Notice the correct output has 2 extra bytes after the “Hello World\n”. I suspect the problem is that I’m not specifying the empty PBLink vector in the PBNode of the DAG? How specify that empty object?

Any help greatly appreciated.

Sincerely,

Chris

dunno if its related but when i was pulling data out of ipfs it was giving me stuff wrapped in a tarball. i had to extract first ‘file’ from tarball to get the raw input bytes.

Blade

Yes I think for my hello world example, it is likely something more minor I have to adjust

If anyone is reading this, I learned how Protocol Buffers encodes data structures and
was able to write some Python code that can decode its binary representations…

G_LEN   = 7
G_MASK  = 0x7f
WT_LEN  = 3
WT_MASK = 0x7
DW_LEN  = 8
W_LEN   = 4
HEXADEC = 16
BASE_2  = 2

def get_key_info(bytes_):
        """
        Extracts naturals, field numbers, wire types and key lengths from bytes.
        """

        nat   = []
        msb   = 1
        index = 0
        while msb:
                msb    = bytes_[index] >> G_LEN
                nat.append(bytes_[index] & G_MASK)
                index += 1
        nat.reverse()
        nat   = int("".join([bin(e)[2:].zfill(G_LEN) for e in nat]), BASE_2)
        info  = nat, (nat >> WT_LEN), (nat & WT_MASK), index

        return info

def get_value_info(bytes_, wire_type):
        """
        Extracts values and value lengths from bytes for given wire types.
        """

        if wire_type == 0:
                info  = get_key_info(bytes_)
                value = info[0]
                len_  = info[3]
        if wire_type == 1:
                value = bytes(reversed(bytes_[:DW_LEN]))
                len_  = DW_LEN
        if wire_type == 2:
                info  = get_key_info(bytes_)
                value = bytes_[info[3]:info[3] + info[0]]
                len_  = info[0] + info[3]
        if wire_type == 5:
                value = bytes(reversed(bytes_[:W_LEN]))
                len_  = W_LEN

        return value, len_

def decode(bytes_):
        """
        Extracts key value pairs from Protocol Buffer object encodings.
        """

        kv_pairs = []
        index    = 0
        while index < len(bytes_):
                key_info    = get_key_info(bytes_[index:])
                index      += key_info[3]
                value_info  = get_value_info(bytes_[index:], key_info[2])
                index      += value_info[1]
                kv_pairs.append((key_info[1], value_info[0]))

        return kv_pairs

I decoded things like this after saving code above in a file called decode.py…

>>> import decode

>>> import subprocess

>>> subprocess.check_output(["ipfs", "block", "get", "QmWATWQ7fVPP2EFGu71UkfnqhYXDYH566qy47CnJDgvs8u"])

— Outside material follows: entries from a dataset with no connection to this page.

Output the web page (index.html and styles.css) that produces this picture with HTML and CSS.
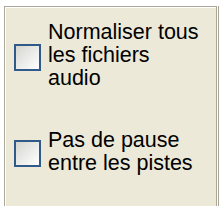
FILE: index.html
```html
<!DOCTYPE html>
<html lang="fr">
<head>
    <meta charset="UTF-8">
    <title>Options audio</title>
    <link rel="stylesheet" href="styles.css">
</head>
<body>
    <div class="frame">
        <div class="panel">
            <label class="option">
                <span class="check"></span>
                <span class="option-text">Normaliser tous les fichiers audio</span>
            </label>
            <label class="option">
                <span class="check"></span>
                <span class="option-text">Pas de pause entre les pistes</span>
            </label>
        </div>
    </div>
</body>
</html>
```

FILE: styles.css
```css
body {
    margin: 0;
    background-color: #fff;
    font-family: "Liberation Sans", Arial, sans-serif;
}

.frame {
    margin: 6px 0 0 4px;
    width: 213px;
    height: 200px;
    border-top: 1px solid #aca899;
    border-left: 1px solid #aca899;
    border-right: 1px solid #aca899;
    box-shadow: 1px 0 0 #fff, 2px 0 0 #aca899;
    box-sizing: border-box;
}

.panel {
    height: 100%;
    background-color: #ece9d8;
    border-top: 1px solid #fff;
    border-left: 1px solid #fff;
    padding: 13px 0 0 8px;
    box-sizing: border-box;
}

.option {
    display: flex;
    align-items: center;
    gap: 7px;
    margin-bottom: 39px;
}

.check {
    flex: none;
    width: 27px;
    height: 27px;
    margin-top: 3px;
    border: 2px solid #2f5a8a;
    background: linear-gradient(135deg, #d6d6d0, #fff);
    box-sizing: border-box;
}

.option-text {
    width: 152px;
    font-size: 21.5px;
    line-height: 23px;
    color: #000;
}
```
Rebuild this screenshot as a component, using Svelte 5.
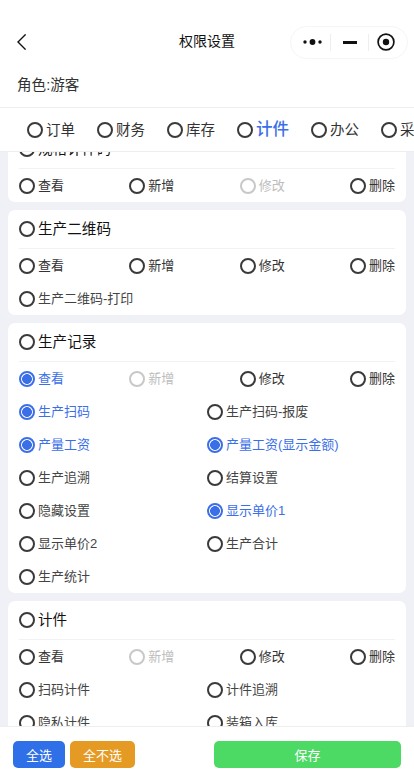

b'\n\x12\x08\x02\x12\x0cHello World\n\x18\x0c'

>>> decode.decode(b'\n\x12\x08\x02\x12\x0cHello World\n\x18\x0c')

[(1, b'\x08\x02\x12\x0cHello World\n\x18\x0c')]

>>> decode.decode(b'\x08\x02\x12\x0cHello World\n\x18\x0c')

[(1, 2), (2, b'Hello World\n'), (3, 12)]

I’m happy to elaborate further if anyone needs help with this.

Sincerely,

Chris

I was missing the filesize field in the Data message in my original problem FWIW.